Rated R’s worth rests on two statuesque songs written by talented songwriter James Fauntleroy (the man who wrote Jordin Sparks’ airborne hit, “No Air”). The songs are “G4L” (Gangsta 4 Life) and “Fire Bomb.” Both are songs that broadly address Rihanna’s incident with Chris Brown by way of her muted anger to the point that you can picture Rihanna’s heavily eye-lined eyes glaring. She spits with venom on “G4L” “I lick the gun/when I’m done/’cuz revenge is sweet” and you sense that Rihanna is definitely capable of going all Red Sonja on someone’s butt. She tries a couple flows and cadences Bone Thugs-N-Harmony-style across a sinister synth beat reminiscent of a track by electro-thrash duo Crystal Castles. “Fire Bomb” is Rihanna’s own swelling rock opera that is a ball of tempered anger. The song’s main bass line is a guitar loop that resembles a steady-flowing machine gun. The guitar chords have a crashing pace that add sound to Rihanna’s lyrics, “Where I’m going I don’t need my brakes/Can’t wait to see your face/when your front windows break/and I come crashing through” during the b-section that’s sandwiched between the verses. The b-section is the car set in motion and the chorus is the crash, the explosion. The static of Rihanna’s voice is ghostly and the buildup is ethereal. The references to needing masks to breath relate back to Rated R’s military theme.

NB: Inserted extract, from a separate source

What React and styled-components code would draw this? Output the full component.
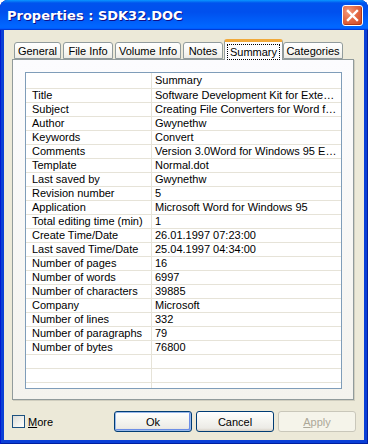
import React from 'react'
import styled, { createGlobalStyle } from 'styled-components'

const GlobalStyle = createGlobalStyle`
  html, body {
    margin: 0;
    padding: 0;
    background: #ffffff;
  }
  body {
    font-family: "Liberation Sans", Arial, sans-serif;
    font-size: 11px;
    color: #000;
  }
`

const summary = [
    ['Title', 'Software Development Kit for Exte…'],
    ['Subject', 'Creating File Converters for Word f…'],
    ['Author', 'Gwynethw'],
    ['Keywords', 'Convert'],
    ['Comments', 'Version 3.0Word for Windows 95 E…'],
    ['Template', 'Normal.dot'],
    ['Last saved by', 'Gwynethw'],
    ['Revision number', '5'],
    ['Application', 'Microsoft Word for Windows 95'],
    ['Total editing time (min)', '1'],
    ['Create Time/Date', '26.01.1997 07:23:00'],
    ['Last saved Time/Date', '25.04.1997 04:34:00'],
    ['Number of pages', '16'],
    ['Number of words', '6997'],
    ['Number of characters', '39885'],
    ['Company', 'Microsoft'],
    ['Number of lines', '332'],
    ['Number of paragraphs', '79'],
    ['Number of bytes', '76800'],
    ['', ''],
    ['', ''],
    ['', ''],
]

const tabs = [
    { label: 'General', width: 47 },
    { label: 'File Info', width: 50 },
    { label: 'Volume Info', width: 66 },
    { label: 'Notes', width: 40 },
    { label: 'Summary', width: 59, active: true },
    { label: 'Categories', width: 60 },
]

function App() {
    return (
        <>
            <GlobalStyle />
            <Window>
                <TitleBar>
                    <Title>Properties : SDK32.DOC</Title>
                    <CloseButton aria-label='Close'>
                        <svg width='13' height='13' viewBox='0 0 13 13'>
                            <path d='M2 2 L11 11 M11 2 L2 11' stroke='#fff' strokeWidth='2.4' strokeLinecap='square' />
                        </svg>
                    </CloseButton>
                </TitleBar>
                <Frame>
                    <TabStrip>
                        {tabs.map(tab => (
                            <Tab key={tab.label} $w={tab.width} $active={tab.active}>
                                {tab.active ? <Focus>{tab.label}</Focus> : tab.label}
                            </Tab>
                        ))}
                    </TabStrip>
                    <Panel>
                        <Grid>
                            <Row $header>
                                <NameCell />
                                <ValueCell>Summary</ValueCell>
                            </Row>
                            {summary.map(([name, value], i) => (
                                <Row key={i}>
                                    <NameCell>{name}</NameCell>
                                    <ValueCell>{value}</ValueCell>
                                </Row>
                            ))}
                        </Grid>
                    </Panel>
                    <BottomBar>
                        <CheckLabel>
                            <CheckBox />
                            <span><u>M</u>ore</span>
                        </CheckLabel>
                        <Buttons>
                            <Button $default>Ok</Button>
                            <Button>Cancel</Button>
                            <Button disabled><u>A</u>pply</Button>
                        </Buttons>
                    </BottomBar>
                </Frame>
            </Window>
        </>
    )
}

const Window = styled.div`
    width: 368px;
    height: 444px;
    display: flex;
    flex-direction: column;
    background: #0a3fd6;
    border-radius: 8px 8px 0 0;
    overflow: hidden;
    box-shadow: inset 1px 0 #0019cf, inset -1px 0 #001ea0, inset 0 -1px #001ea0;
`

const TitleBar = styled.div`
    height: 30px;
    flex: none;
    display: flex;
    align-items: center;
    padding: 0 5px 0 7px;
    box-sizing: border-box;
    background: linear-gradient(to bottom, #0997ff 0%, #0053ee 10%, #0050ee 40%, #0066ff 86%, #0066ff 92%, #005bff 95%, #003dd7 97%, #003dd7 100%);
`

const Title = styled.div`
    flex: 1;
    font-family: "DejaVu Sans", Verdana, sans-serif;
    font-weight: bold;
    font-size: 13px;
    color: #fff;
    text-shadow: 1px 1px #0f1089;
    padding-top: 1px;
`

const CloseButton = styled.button`
    width: 21px;
    height: 21px;
    padding: 0;
    margin-top: 1px;
    display: flex;
    align-items: center;
    justify-content: center;
    border: 1px solid #fff;
    border-radius: 3px;
    background: radial-gradient(circle at 30% 30%, #f49a7c 0%, #e46a45 45%, #cc4420 100%);
    box-shadow: inset -1px -1px #b33a17;
`

const Frame = styled.div`
    flex: 1;
    margin: 0 4px 4px;
    padding: 9px 8px 0;
    background: #ece9d8;
    display: flex;
    flex-direction: column;
`

const TabStrip = styled.div`
    height: 20px;
    display: flex;
    align-items: flex-end;
    gap: 2px;
    padding-left: 2px;
    position: relative;
    z-index: 1;
`

const Tab = styled.div`
    width: ${p => p.$w}px;
    height: ${p => (p.$active ? 21 : 17)}px;
    box-sizing: border-box;
    margin: ${p => (p.$active ? '0 -2px -1px -1px' : '0')};
    display: flex;
    align-items: center;
    justify-content: center;
    padding-top: ${p => (p.$active ? 2 : 1)}px;
    border: 1px solid #919b9c;
    border-bottom: ${p => (p.$active ? 'none' : '1px solid #919b9c')};
    border-top: ${p => (p.$active ? '3px solid #f1a93a' : '1px solid #919b9c')};
    border-radius: 3px 3px 0 0;
    background: ${p => (p.$active
        ? '#fcfcfe'
        : 'linear-gradient(to bottom, #ffffff 0%, #f7f7f3 60%, #ecebe5 100%)')};
    white-space: nowrap;
`

const Focus = styled.span`
    outline: 1px dotted #000;
    padding: 0 2px;
    line-height: 14px;
`

const Panel = styled.div`
    width: 342px;
    height: 341px;
    box-sizing: border-box;
    border: 1px solid #919b9c;
    background: linear-gradient(to bottom, #fcfcfe 0%, #f4f3ee 100%);
    box-shadow: 1px 1px 0 #d0cebf;
    padding: 12px 11px 10px 12px;
`

const Grid = styled.div`
    height: 100%;
    box-sizing: border-box;
    border: 1px solid #7f9db9;
    background: #fff;
    overflow: hidden;
`

const Row = styled.div`
    display: grid;
    grid-template-columns: 126px 1fr;
    height: ${p => (p.$header ? 16 : 14)}px;
    box-sizing: border-box;
    border-bottom: 1px solid #e6e3d8;
    line-height: ${p => (p.$header ? 15 : 13)}px;
`

const NameCell = styled.div`
    border-right: 1px solid #e6e3d8;
    padding-left: 6px;
    white-space: nowrap;
    overflow: hidden;
`

const ValueCell = styled.div`
    padding-left: 3px;
    white-space: nowrap;
    overflow: hidden;
`

const BottomBar = styled.div`
    display: flex;
    align-items: center;
    margin-top: 11px;
    height: 21px;
`

const CheckLabel = styled.label`
    display: flex;
    align-items: center;
    gap: 3px;
`

const CheckBox = styled.span`
    width: 13px;
    height: 13px;
    box-sizing: border-box;
    border: 1px solid #1c5180;
    background: linear-gradient(135deg, #dcdcd7 0%, #f2f2ee 60%, #ffffff 100%);
`

const Buttons = styled.div`
    margin-left: auto;
    display: flex;
    gap: 4px;
`

const Button = styled.button`
    width: 78px;
    height: 21px;
    padding: 0;
    font-family: "Liberation Sans", Arial, sans-serif;
    font-size: 11px;
    color: #000;
    border: 1px solid #003c74;
    border-radius: 3px;
    background: linear-gradient(to bottom, #ffffff 0%, #f6f6f2 40%, #ecebe6 85%, #d6d0c5 100%);
    box-shadow: ${p => (p.$default ? 'inset 0 0 0 1px #98b8ea, inset -1px -1px 0 1px #6c8ee6' : 'none')};

    &:disabled {
        color: #aca899;
        border-color: #c9c7ba;
        background: #f5f4ea;
    }
`

export default App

Rated R is an album that is not Rihanna’s best ever album because none of her albums are her best, but it is certainly her most vocally strong. Her anger finally seems like it has depth. Her past albums have the dance-pop songs that made Rihanna a superstar, so they will always have their value, but Rated R represents something new for Rihanna artistically though it may not be commercially successful.